I need to know this as I often run a local web server where I need to access files over the local network… and since it changes regularly I want the fastest method to retrieve the address.

My current flow is:

  1. WindowsKey + R to open the Run dialog
  2. “cmd” + Enter to open a command prompt
  3. “ipconfig” + Enter to get the diagnostics info
  4. Scroll to or resize the window so that I can see the line in my Ethernet adapter Local Area Connection for my ipv4 Address
  5. Remember it to type elsewhere… or
  6. Right click > select Mark > highlight the address > press Enter to copy it to the clipboard

This wasn’t so bad with Windows XP when I had no additional adapters, tunnels, wireless connections etc. but the amount of data returned with this command makes it hard to pluck out.

Surely there must be a better, faster way! (bonus points if adding it to the clipboard is easily accomplished)


Type this into a .bat file. You can then create a shortcut to it and place it in the taskbar, start menu, or assign a hotkey.

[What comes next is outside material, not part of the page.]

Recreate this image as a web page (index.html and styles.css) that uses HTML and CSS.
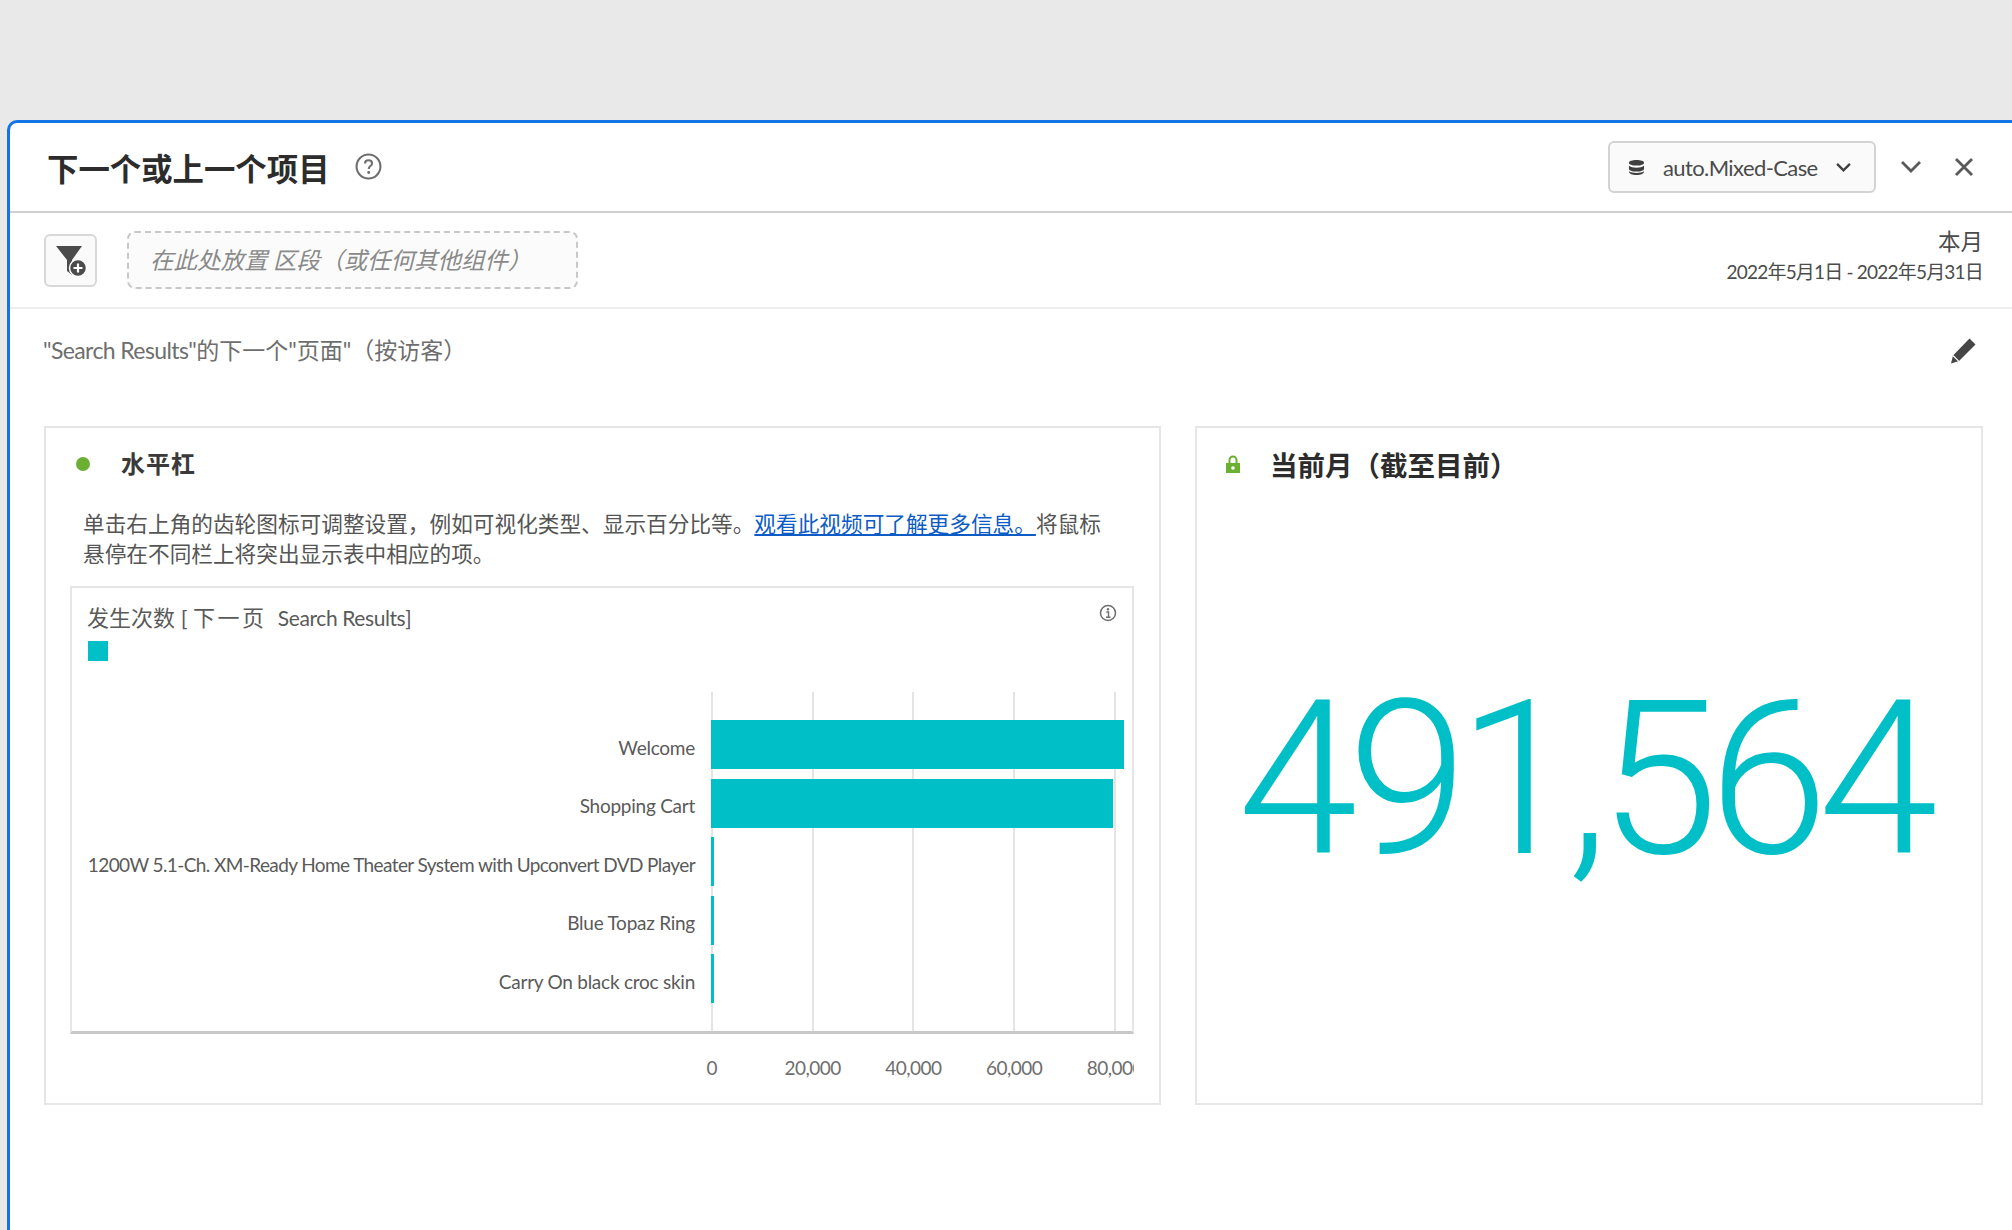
FILE: index.html
```html
<!DOCTYPE html>
<html lang="zh-CN">
<head>
    <meta charset="UTF-8">
    <meta name="viewport" content="width=device-width, initial-scale=1.0">
    <title>下一个或上一个项目</title>
    <link rel="stylesheet" href="styles.css">
</head>
<body>
    <div class="panel">
        <div class="panel-header">
            <h1>下一个或上一个项目</h1>
            <svg class="help-icon" viewBox="0 0 26 26">
                <circle cx="13" cy="13" r="11.5" fill="none" stroke="#6e6e6e" stroke-width="2"/>
                <path d="M9.6 10.2c0-2 1.5-3.2 3.4-3.2s3.4 1.2 3.4 3c0 2.6-3.2 2.6-3.2 5.4" fill="none" stroke="#6e6e6e" stroke-width="2"/>
                <circle cx="13.2" cy="18.8" r="1.4" fill="#6e6e6e"/>
            </svg>
            <div class="header-right">
                <div class="source-select">
                    <svg class="db-icon" viewBox="0 0 18 18">
                        <path d="M1 4c0-2 3.6-3 8-3s8 1 8 3-3.600 3-8 3-8-1-8-3zM1 7.200c1.500 1.400 4.600 2 8 2s6.500-.6 8-2v3c0 2-3.600 3-8 3s-8-1-8-3zM1 13c1.500 1.200 4.600 1.800 8 1.800s6.500-.6 8-1.800c0 2.800-3.600 4-8 4s-8-1.200-8-4z" fill="#3f3f3f"/>
                    </svg>
                    <span class="source-name">auto.Mixed-Case</span>
                    <svg class="chevron small" viewBox="0 0 18 12"><path d="M2 2l7 7 7-7" fill="none" stroke="#3f3f3f" stroke-width="2.600"/></svg>
                </div>
                <svg class="chevron" viewBox="0 0 22 14"><path d="M2 2l9 9 9-9" fill="none" stroke="#5a5a5a" stroke-width="2.800"/></svg>
                <svg class="close-icon" viewBox="0 0 20 20"><path d="M2 2l16 16M18 2L2 18" fill="none" stroke="#5a5a5a" stroke-width="2.800"/></svg>
            </div>
        </div>

        <div class="toolbar">
            <div class="filter-btn">
                <svg viewBox="0 0 30 34" class="filter-icon">
                    <path d="M0 3h26l-10 14v15l-5-4V17z" fill="#4b4b4b"/>
                    <circle cx="22" cy="25" r="8.500" fill="#4b4b4b" stroke="#fafafa" stroke-width="1.500"/>
                    <path d="M22 20.500v9M17.500 25h9" stroke="#fff" stroke-width="2.200"/>
                </svg>
            </div>
            <div class="drop-zone">在此处放置 区段（或任何其他组件）</div>
            <div class="date-range">
                <div class="date-name">本月</div>
                <div>2022年5月1日 - 2022年5月31日</div>
            </div>
        </div>

        <div class="subtitle-row">
            <span class="subtitle"><span class="latin">"Search Results"</span>的下一个"页面"（按访客）</span>
            <svg class="pencil" viewBox="0 0 28 28">
                <path d="M19.500 2.500l6 6L9 25l-8 2.500L3 19.500z" fill="#464646"/>
                <path d="M3 19.500l5.800 5.800" stroke="#fff" stroke-width="1.200"/>
            </svg>
        </div>

        <div class="cards">
            <div class="card card-chart">
                <div class="card-title">
                    <span class="status-dot"></span>
                    <h2>水平杠</h2>
                </div>
                <p class="help-text">单击右上角的齿轮图标可调整设置，例如可视化类型、显示百分比等。<a href="#">观看此视频可了解更多信息。</a>将鼠标悬停在不同栏上将突出显示表中相应的项。</p>
                <div class="chart">
                    <svg class="info-icon" viewBox="0 0 18 18">
                        <circle cx="9" cy="9" r="7.500" fill="none" stroke="#6e6e6e" stroke-width="1.500"/>
                        <circle cx="9" cy="5.300" r="1.200" fill="#6e6e6e"/>
                        <path d="M7.300 8h2.200v5M7 13.300h4.500" fill="none" stroke="#6e6e6e" stroke-width="1.400"/>
                    </svg>
                    <div class="chart-title">发生次数 [ <span class="page-word">下一页</span>&nbsp; <span class="latin">Search Results]</span></div>
                    <div class="legend-swatch"></div>
                    <div class="plot">
                        <div class="row"><div class="label">Welcome</div><div class="bar" style="width: 413px"></div></div>
                        <div class="row"><div class="label">Shopping Cart</div><div class="bar" style="width: 402px"></div></div>
                        <div class="row"><div class="label label-long">1200W 5.1-Ch. XM-Ready Home Theater System with Upconvert DVD Player</div><div class="bar" style="width: 3px"></div></div>
                        <div class="row"><div class="label">Blue Topaz Ring</div><div class="bar" style="width: 3px"></div></div>
                        <div class="row"><div class="label">Carry On black croc skin</div><div class="bar" style="width: 3px"></div></div>
                    </div>
                    <div class="axis">
                        <span>0</span><span>20,000</span><span>40,000</span><span>60,000</span><span>80,000</span>
                    </div>
                </div>
            </div>

            <div class="card card-metric">
                <div class="card-title">
                    <svg class="lock" viewBox="0 0 14 18">
                        <path d="M3.500 8V5a3.500 3.500 0 0 1 7 0v3" fill="none" stroke="#6cb033" stroke-width="2"/>
                        <path d="M0 8h14v10H0z" fill="#6cb033"/>
                        <circle cx="7" cy="13" r="1.800" fill="#fff"/>
                    </svg>
                    <h2>当前月（截至目前）</h2>
                </div>
                <div class="metric">491,564</div>
            </div>
        </div>
    </div>
</body>
</html>
```

FILE: styles.css
```css
:root {
    --teal: #00bfc7;
    --line: #e6e6e6;
    --text: #505050;
}

* {
    margin: 0;
    padding: 0;
    box-sizing: border-box;
}

body {
    font-family: 'Lato', 'Noto Sans CJK SC', sans-serif;
    background: #e9e9e9;
    color: var(--text);
    height: 1230px;
    overflow: hidden;
    padding: 120px 0 0 7px;
}

.panel {
    height: 1110px;
    background: #fff;
    border-top: 3px solid #1473e6;
    border-left: 3px solid #1473e6;
    border-top-left-radius: 10px;
}

.panel-header {
    height: 90px;
    display: flex;
    align-items: center;
    padding: 0 38px 0 37px;
    border-bottom: 2px solid #d0d0d0;
}

.panel-header h1 {
    font-size: 31.400px;
    font-weight: 700;
    color: #2c2c2c;
}

.help-icon {
    width: 27px;
    height: 27px;
    margin-left: 25px;
    margin-top: -2px;
}

.header-right {
    margin-left: auto;
    display: flex;
    align-items: center;
}

.source-select {
    width: 268px;
    height: 52px;
    display: flex;
    align-items: center;
    padding: 0 22px 0 18px;
    background: #fafafa;
    border: 2px solid #d3d3d3;
    border-radius: 6px;
}

.db-icon {
    width: 17px;
    height: 17px;
}

.source-name {
    font-size: 22px;
    letter-spacing: -0.6px;
    margin-left: 18px;
    color: #4b4b4b;
}

.chevron {
    width: 22px;
    height: 14px;
    margin-left: 24px;
}

.chevron.small {
    width: 17px;
    height: 11px;
    margin-left: auto;
}

.close-icon {
    width: 20px;
    height: 20px;
    margin-left: 32px;
}

.toolbar {
    height: 96px;
    display: flex;
    align-items: center;
    padding: 0 29px 0 34px;
    border-bottom: 2px solid #eeeeee;
}

.filter-btn {
    width: 53px;
    height: 53px;
    display: flex;
    align-items: center;
    justify-content: center;
    background: #fafafa;
    border: 2px solid #d8d8d8;
    border-radius: 6px;
}

.filter-icon {
    width: 30px;
    height: 34px;
}

.drop-zone {
    width: 451px;
    height: 58px;
    margin-left: 30px;
    padding: 0 0 2px 21px;
    display: flex;
    align-items: center;
    font-size: 23.500px;
    font-style: italic;
    color: #8a8a8a;
    background: #fbfbfb;
    border: 2px dashed #c8c8c8;
    border-radius: 8px;
}

.date-range {
    margin-left: auto;
    margin-top: -6px;
    text-align: right;
    font-size: 19px;
    letter-spacing: -0.8px;
    line-height: 30px;
    color: #4b4b4b;
}

.date-name {
    font-size: 22.500px;
    letter-spacing: 0;
}

.subtitle-row {
    height: 117px;
    display: flex;
    align-items: flex-start;
    justify-content: space-between;
    padding: 25px 34px 0 33px;
}

.subtitle {
    font-size: 23px;
    line-height: 32px;
    color: #6e6e6e;
}

.subtitle .latin {
    letter-spacing: -0.6px;
}

.pencil {
    width: 28px;
    height: 28px;
    margin-top: 2px;
}

.cards {
    display: flex;
    gap: 34px;
    padding: 0 29px 0 34px;
}

.card {
    height: 679px;
    border: 2px solid var(--line);
}

.card-chart {
    width: 1117px;
    padding: 0 24px;
}

.card-metric {
    flex: 1;
    position: relative;
}

.card-title {
    height: 72px;
    display: flex;
    align-items: center;
    padding-left: 6px;
}

.status-dot {
    width: 14px;
    height: 14px;
    border-radius: 50%;
    background: #6cb033;
}

.card-title h2 {
    font-size: 24px;
    font-weight: 700;
    letter-spacing: 1px;
    color: #3a3a3a;
    margin: -3px 0 0 31px;
}

.card-metric .card-title {
    padding-left: 29px;
}

.card-metric .card-title h2 {
    font-size: 27.500px;
    letter-spacing: 0;
    margin: -1px 0 0 30px;
    color: #2c2c2c;
}

.lock {
    width: 14px;
    height: 18px;
}

.help-text {
    font-size: 21.660px;
    line-height: 30px;
    margin: 9px 0 0 13px;
    width: 1025px;
    color: #555;
}

.help-text a {
    color: #0d5bc4;
    text-decoration: underline;
}

.chart {
    position: relative;
    width: 1064px;
    margin-top: 17px;
    height: 448px;
    border: 2px solid var(--line);
    border-bottom: 3px solid #c8c8c8;
}

.chart-title {
    font-size: 22px;
    line-height: 30px;
    padding: 15px 0 0 15px;
    color: #5a5a5a;
}

.chart-title .latin {
    font-size: 21px;
    letter-spacing: -0.4px;
}

.page-word {
    letter-spacing: 2.500px;
}

.legend-swatch {
    width: 20px;
    height: 20px;
    margin: 8px 0 0 16px;
    background: var(--teal);
}

.info-icon {
    position: absolute;
    top: 16px;
    right: 15px;
    width: 18px;
    height: 18px;
}

.plot {
    position: absolute;
    left: 0;
    right: 0;
    top: 104px;
    bottom: 0;
    padding-top: 28px;
    background-image: repeating-linear-gradient(to right, #e4e4e4 0, #e4e4e4 2px, transparent 2px, transparent 100.750px);
    background-position: 639px 0;
    background-size: calc(100% - 639px) 100%;
    background-repeat: no-repeat;
}

.row {
    display: flex;
    align-items: center;
    height: 49px;
    margin-bottom: 9.500px;
}

.label {
    width: 639px;
    flex: none;
    padding: 5px 16px 0 0;
    text-align: right;
    white-space: nowrap;
    font-size: 19px;
    letter-spacing: -0.25px;
    color: #5a5a5a;
}

.label-long {
    letter-spacing: -0.6px;
}

.bar {
    height: 49px;
    background: var(--teal);
}

.axis {
    position: absolute;
    top: 465px;
    left: 0;
    right: -2px;
    height: 30px;
    overflow: hidden;
    display: grid;
    grid-template-columns: repeat(5, 100.750px);
    padding-left: 589.500px;
    font-size: 19px;
    letter-spacing: -0.5px;
    line-height: 30px;
    text-align: center;
    color: #6e6e6e;
}

.metric {
    position: absolute;
    left: -6px;
    right: 6px;
    top: 222px;
    text-align: center;
    font-family: 'Roboto', sans-serif;
    font-size: 216px;
    letter-spacing: -10px;
    line-height: 260px;
    font-weight: 300;
    color: var(--teal);
}
```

ipconfig | find "IPv4" | find /V "192.168." | CLIP

What it does: First find returns all the lines that contain IPv4. If you have multiple network adapters, from example from VMWare, you may want to exclude them. That’s where find /V comes into play, it finds all lines that do not contain given string. For example, that’s what I get after the first find:

>ipconfig | find "IPv4"
   IPv4 Address. . . . . . . . . . . :
   IPv4 Address. . . . . . . . . . . :
   IPv4 Address. . . . . . . . . . . :

Finally, CLIP copies the output to the clipboard, so you will be left with

>    IPv4 Address. . . . . . . . . . . :

If that’s not enough maybe someone else can refine it with fancy search patterns.